JOB:
Leave out the pictures and repeat the rest of the material exactly.
+ + +
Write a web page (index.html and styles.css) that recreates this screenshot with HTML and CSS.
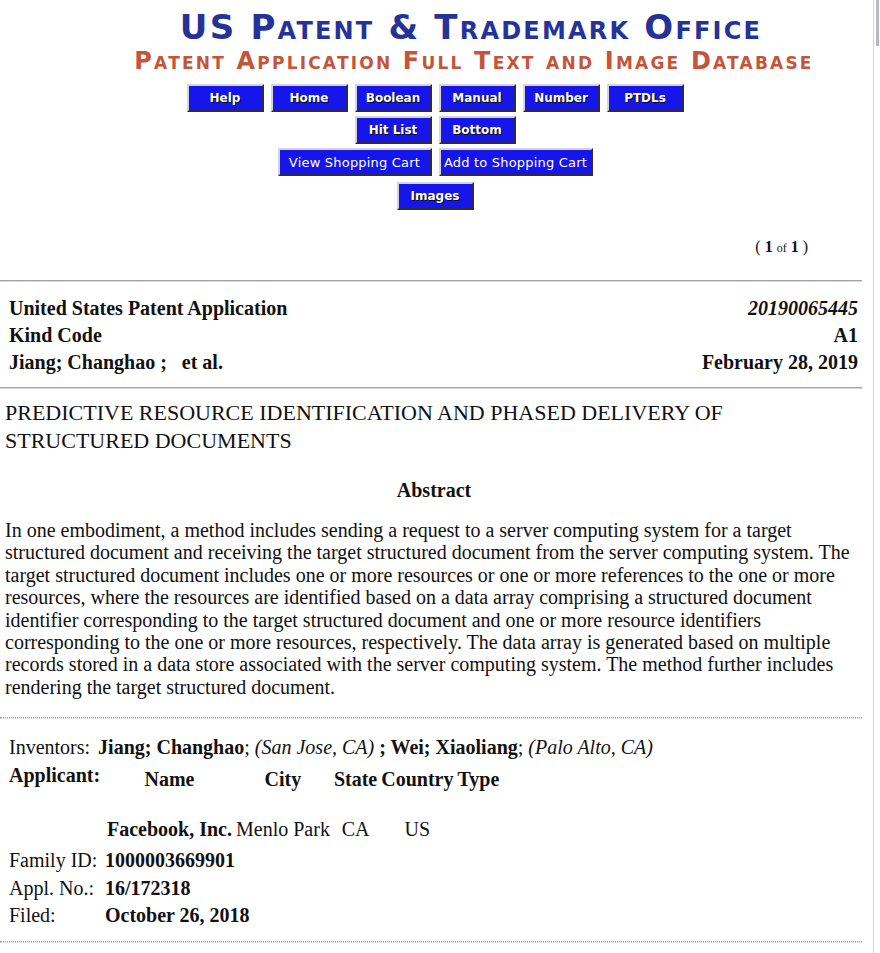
FILE: index.html
```html
<!DOCTYPE html>
<html lang="en">
<head>
<meta charset="utf-8">
<title>United States Patent Application: 0190065445</title>
<link rel="stylesheet" href="styles.css">
</head>
<body>
<div class="page">
  <header class="banner">
    <div class="banner-title">US Patent &amp; Trademark Office</div>
    <div class="banner-sub">Patent Application Full Text and Image Database</div>
  </header>

  <nav class="nav">
    <div class="nav-row">
      <a class="btn">Help</a>
      <a class="btn">Home</a>
      <a class="btn">Boolean</a>
      <a class="btn">Manual</a>
      <a class="btn">Number</a>
      <a class="btn">PTDLs</a>
    </div>
    <div class="nav-row">
      <a class="btn">Hit List</a>
      <a class="btn">Bottom</a>
    </div>
    <div class="nav-row">
      <a class="btn btn-cart">View Shopping Cart</a>
      <a class="btn btn-cart">Add to Shopping Cart</a>
    </div>
    <div class="nav-row nav-row-images">
      <a class="btn">Images</a>
    </div>
  </nav>

  <div class="pager">( <b>1</b> <span class="of">of</span> <b>1</b> )</div>

  <hr class="rule">

  <table class="meta">
    <tr><td class="lft"><b>United States Patent Application</b></td><td class="rgt"><b><i>20190065445</i></b></td></tr>
    <tr><td class="lft"><b>Kind Code</b></td><td class="rgt"><b>A1</b></td></tr>
    <tr><td class="lft"><b>Jiang; Changhao ; &nbsp; et al.</b></td><td class="rgt"><b>February 28, 2019</b></td></tr>
  </table>

  <hr class="rule">

  <h1 class="title">PREDICTIVE RESOURCE IDENTIFICATION AND PHASED DELIVERY OF STRUCTURED DOCUMENTS</h1>

  <h2 class="abstract-head">Abstract</h2>

  <p class="abstract">In one embodiment, a method includes sending a request to a server computing system for a target structured document and receiving the target structured document from the server computing system. The target structured document includes one or more resources or one or more references to the one or more resources, where the resources are identified based on a data array comprising a structured document identifier corresponding to the target structured document and one or more resource identifiers corresponding to the one or more resources, respectively. The data array is generated based on multiple records stored in a data store associated with the server computing system. The method further includes rendering the target structured document.</p>

  <hr class="rule rule-dotted">

  <div class="inventors"><span class="inv-label">Inventors:</span> <b>Jiang; Changhao</b>; <i>(San Jose, CA)</i> <b>; Wei; Xiaoliang</b>; <i>(Palo Alto, CA)</i></div>

  <div class="applicant">
    <div class="applicant-label">Applicant:</div>
    <table class="applicant-table">
      <tr><th>Name</th><th>City</th><th>State</th><th>Country</th><th>Type</th></tr>
      <tr class="applicant-row"><td><b>Facebook, Inc.</b></td><td>Menlo Park</td><td>CA</td><td>US</td><td></td></tr>
    </table>
  </div>

  <table class="ids">
    <tr><td class="id-label">Family ID:</td><td><b>1000003669901</b></td></tr>
    <tr><td class="id-label">Appl. No.:</td><td><b>16/172318</b></td></tr>
    <tr><td class="id-label">Filed:</td><td><b>October 26, 2018</b></td></tr>
  </table>

  <hr class="rule rule-dotted">
</div>

<div class="scrollbar"><div class="scroll-thumb"></div></div>
</body>
</html>
```

FILE: styles.css
```css
html, body {
  margin: 0;
  padding: 0;
  background: #ffffff;
}

body {
  font-family: "Liberation Serif", "Times New Roman", serif;
  font-size: 20px;
  color: #111111;
}

.page {
  width: 862px;
}

/* ---------- banner ---------- */
.banner {
  padding: 9px 0 0 80px;
  text-align: center;
  font-family: "DejaVu Sans", "Liberation Sans", sans-serif;
  font-weight: bold;
  font-variant: small-caps;
}

.banner-title {
  color: #25329a;
  font-size: 34px;
  line-height: 36px;
  letter-spacing: 2.2px;
}

.banner-sub {
  color: #c4553a;
  font-size: 24px;
  line-height: 32px;
  letter-spacing: 2.2px;
  padding-left: 6px;
}

/* ---------- nav buttons ---------- */
.nav {
  padding: 7px 0 0 8px;
  display: flex;
  flex-direction: column;
  align-items: center;
  gap: 4px;
}

.nav-row {
  display: flex;
  gap: 7px;
}

.nav-row-images {
  margin-top: 2px;
}

.btn {
  box-sizing: border-box;
  width: 77px;
  height: 28px;
  display: flex;
  align-items: center;
  justify-content: center;
  background: #1616ea;
  border-top: 2px solid #d4d4dc;
  border-left: 2px solid #d4d4dc;
  border-right: 2px solid #2a2a50;
  border-bottom: 2px solid #2a2a50;
  color: #ffffff;
  font-family: "DejaVu Sans", "Liberation Sans", sans-serif;
  font-weight: bold;
  font-size: 12px;
  text-shadow: 1px 1px 0 #000000;
  text-decoration: none;
}

.btn-cart {
  width: 154px;
  font-weight: normal;
  font-size: 13px;
  text-shadow: none;
  letter-spacing: 0.2px;
}

/* ---------- pager ---------- */
.pager {
  text-align: right;
  padding: 28px 54px 0 0;
  font-size: 16px;
  line-height: 18px;
}

.pager .of {
  font-size: 12px;
}

/* ---------- rules ---------- */
.rule {
  margin: 0;
  height: 0;
  border: 0;
  border-top: 1px solid #a4a4a8;
  border-bottom: 1px solid #d8d8dc;
}

.pager + .rule {
  margin-top: 23px;
}

.rule-dotted {
  border-top: 1px dotted #9a9aa0;
  border-bottom: 1px dotted #c8c8cc;
}

/* ---------- meta table ---------- */
.meta {
  width: 100%;
  border-collapse: collapse;
  margin: 13px 0 11px;
}

.meta td {
  padding: 0 4px 0 9px;
  height: 27px;
  line-height: 27px;
}

.meta .rgt {
  text-align: right;
}

/* ---------- title ---------- */
.title {
  margin: 10px 0 0;
  padding-left: 5px;
  font-size: 22px;
  font-weight: normal;
  line-height: 28px;
}

.abstract-head {
  margin: 24px 0 0;
  text-align: center;
  font-size: 20px;
  line-height: 22px;
  padding-left: 6px;
}

.abstract {
  margin: 18px 0 19px;
  padding: 0 4px 0 5px;
  font-size: 20px;
  line-height: 22.4px;
}

/* ---------- inventors / applicant ---------- */
.inventors {
  padding: 16px 0 0 9px;
  line-height: 24px;
}

.inv-label {
  margin-right: 3px;
}

.applicant {
  display: flex;
  padding: 5px 0 0 9px;
}

.applicant-label {
  font-weight: bold;
  width: 96px;
  line-height: 22px;
}

.applicant-table {
  border-collapse: collapse;
  margin-top: 4px;
}

.applicant-table th {
  padding: 0 2px;
  line-height: 22px;
}

.applicant-table td {
  padding: 0 2px;
  line-height: 22px;
  text-align: center;
}

.applicant-table td:first-child {
  text-align: left;
}

.applicant-row td {
  padding-top: 28px;
}

.ids {
  border-collapse: collapse;
  margin: 7px 0 11px 9px;
}

.ids td {
  padding: 0;
  height: 27.5px;
  line-height: 27.5px;
}

.ids .id-label {
  width: 96px;
}

/* ---------- scrollbar strip ---------- */
.scrollbar {
  position: fixed;
  top: 0;
  right: 0;
  width: 6px;
  height: 100%;
  border-left: 1px solid #d4d4da;
  background: #ffffff;
}

.scroll-thumb {
  margin-left: 2px;
  width: 3px;
  height: 46px;
  background: #b8b8c8;
}
```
+ + +
ANSWER IN FULL:
Write a web page (index.html and styles.css) that recreates this screenshot with HTML and CSS.
FILE: index.html
```html
<!DOCTYPE html>
<html lang="en">
<head>
<meta charset="utf-8">
<title>United States Patent Application: 0190065445</title>
<link rel="stylesheet" href="styles.css">
</head>
<body>
<div class="page">
  <header class="banner">
    <div class="banner-title">US Patent &amp; Trademark Office</div>
    <div class="banner-sub">Patent Application Full Text and Image Database</div>
  </header>

  <nav class="nav">
    <div class="nav-row">
      <a class="btn">Help</a>
      <a class="btn">Home</a>
      <a class="btn">Boolean</a>
      <a class="btn">Manual</a>
      <a class="btn">Number</a>
      <a class="btn">PTDLs</a>
    </div>
    <div class="nav-row">
      <a class="btn">Hit List</a>
      <a class="btn">Bottom</a>
    </div>
    <div class="nav-row">
      <a class="btn btn-cart">View Shopping Cart</a>
      <a class="btn btn-cart">Add to Shopping Cart</a>
    </div>
    <div class="nav-row nav-row-images">
      <a class="btn">Images</a>
    </div>
  </nav>

  <div class="pager">( <b>1</b> <span class="of">of</span> <b>1</b> )</div>

  <hr class="rule">

  <table class="meta">
    <tr><td class="lft"><b>United States Patent Application</b></td><td class="rgt"><b><i>20190065445</i></b></td></tr>
    <tr><td class="lft"><b>Kind Code</b></td><td class="rgt"><b>A1</b></td></tr>
    <tr><td class="lft"><b>Jiang; Changhao ; &nbsp; et al.</b></td><td class="rgt"><b>February 28, 2019</b></td></tr>
  </table>

  <hr class="rule">

  <h1 class="title">PREDICTIVE RESOURCE IDENTIFICATION AND PHASED DELIVERY OF STRUCTURED DOCUMENTS</h1>

  <h2 class="abstract-head">Abstract</h2>

  <p class="abstract">In one embodiment, a method includes sending a request to a server computing system for a target structured document and receiving the target structured document from the server computing system. The target structured document includes one or more resources or one or more references to the one or more resources, where the resources are identified based on a data array comprising a structured document identifier corresponding to the target structured document and one or more resource identifiers corresponding to the one or more resources, respectively. The data array is generated based on multiple records stored in a data store associated with the server computing system. The method further includes rendering the target structured document.</p>

  <hr class="rule rule-dotted">

  <div class="inventors"><span class="inv-label">Inventors:</span> <b>Jiang; Changhao</b>; <i>(San Jose, CA)</i> <b>; Wei; Xiaoliang</b>; <i>(Palo Alto, CA)</i></div>

  <div class="applicant">
    <div class="applicant-label">Applicant:</div>
    <table class="applicant-table">
      <tr><th>Name</th><th>City</th><th>State</th><th>Country</th><th>Type</th></tr>
      <tr class="applicant-row"><td><b>Facebook, Inc.</b></td><td>Menlo Park</td><td>CA</td><td>US</td><td></td></tr>
    </table>
  </div>

  <table class="ids">
    <tr><td class="id-label">Family ID:</td><td><b>1000003669901</b></td></tr>
    <tr><td class="id-label">Appl. No.:</td><td><b>16/172318</b></td></tr>
    <tr><td class="id-label">Filed:</td><td><b>October 26, 2018</b></td></tr>
  </table>

  <hr class="rule rule-dotted">
</div>

<div class="scrollbar"><div class="scroll-thumb"></div></div>
</body>
</html>
```

FILE: styles.css
```css
html, body {
  margin: 0;
  padding: 0;
  background: #ffffff;
}

body {
  font-family: "Liberation Serif", "Times New Roman", serif;
  font-size: 20px;
  color: #111111;
}

.page {
  width: 862px;
}

/* ---------- banner ---------- */
.banner {
  padding: 9px 0 0 80px;
  text-align: center;
  font-family: "DejaVu Sans", "Liberation Sans", sans-serif;
  font-weight: bold;
  font-variant: small-caps;
}

.banner-title {
  color: #25329a;
  font-size: 34px;
  line-height: 36px;
  letter-spacing: 2.2px;
}

.banner-sub {
  color: #c4553a;
  font-size: 24px;
  line-height: 32px;
  letter-spacing: 2.2px;
  padding-left: 6px;
}

/* ---------- nav buttons ---------- */
.nav {
  padding: 7px 0 0 8px;
  display: flex;
  flex-direction: column;
  align-items: center;
  gap: 4px;
}

.nav-row {
  display: flex;
  gap: 7px;
}

.nav-row-images {
  margin-top: 2px;
}

.btn {
  box-sizing: border-box;
  width: 77px;
  height: 28px;
  display: flex;
  align-items: center;
  justify-content: center;
  background: #1616ea;
  border-top: 2px solid #d4d4dc;
  border-left: 2px solid #d4d4dc;
  border-right: 2px solid #2a2a50;
  border-bottom: 2px solid #2a2a50;
  color: #ffffff;
  font-family: "DejaVu Sans", "Liberation Sans", sans-serif;
  font-weight: bold;
  font-size: 12px;
  text-shadow: 1px 1px 0 #000000;
  text-decoration: none;
}

.btn-cart {
  width: 154px;
  font-weight: normal;
  font-size: 13px;
  text-shadow: none;
  letter-spacing: 0.2px;
}

/* ---------- pager ---------- */
.pager {
  text-align: right;
  padding: 28px 54px 0 0;
  font-size: 16px;
  line-height: 18px;
}

.pager .of {
  font-size: 12px;
}

/* ---------- rules ---------- */
.rule {
  margin: 0;
  height: 0;
  border: 0;
  border-top: 1px solid #a4a4a8;
  border-bottom: 1px solid #d8d8dc;
}

.pager + .rule {
  margin-top: 23px;
}

.rule-dotted {
  border-top: 1px dotted #9a9aa0;
  border-bottom: 1px dotted #c8c8cc;
}

/* ---------- meta table ---------- */
.meta {
  width: 100%;
  border-collapse: collapse;
  margin: 13px 0 11px;
}

.meta td {
  padding: 0 4px 0 9px;
  height: 27px;
  line-height: 27px;
}

.meta .rgt {
  text-align: right;
}

/* ---------- title ---------- */
.title {
  margin: 10px 0 0;
  padding-left: 5px;
  font-size: 22px;
  font-weight: normal;
  line-height: 28px;
}

.abstract-head {
  margin: 24px 0 0;
  text-align: center;
  font-size: 20px;
  line-height: 22px;
  padding-left: 6px;
}

.abstract {
  margin: 18px 0 19px;
  padding: 0 4px 0 5px;
  font-size: 20px;
  line-height: 22.4px;
}

/* ---------- inventors / applicant ---------- */
.inventors {
  padding: 16px 0 0 9px;
  line-height: 24px;
}

.inv-label {
  margin-right: 3px;
}

.applicant {
  display: flex;
  padding: 5px 0 0 9px;
}

.applicant-label {
  font-weight: bold;
  width: 96px;
  line-height: 22px;
}

.applicant-table {
  border-collapse: collapse;
  margin-top: 4px;
}

.applicant-table th {
  padding: 0 2px;
  line-height: 22px;
}

.applicant-table td {
  padding: 0 2px;
  line-height: 22px;
  text-align: center;
}

.applicant-table td:first-child {
  text-align: left;
}

.applicant-row td {
  padding-top: 28px;
}

.ids {
  border-collapse: collapse;
  margin: 7px 0 11px 9px;
}

.ids td {
  padding: 0;
  height: 27.5px;
  line-height: 27.5px;
}

.ids .id-label {
  width: 96px;
}

/* ---------- scrollbar strip ---------- */
.scrollbar {
  position: fixed;
  top: 0;
  right: 0;
  width: 6px;
  height: 100%;
  border-left: 1px solid #d4d4da;
  background: #ffffff;
}

.scroll-thumb {
  margin-left: 2px;
  width: 3px;
  height: 46px;
  background: #b8b8c8;
}
```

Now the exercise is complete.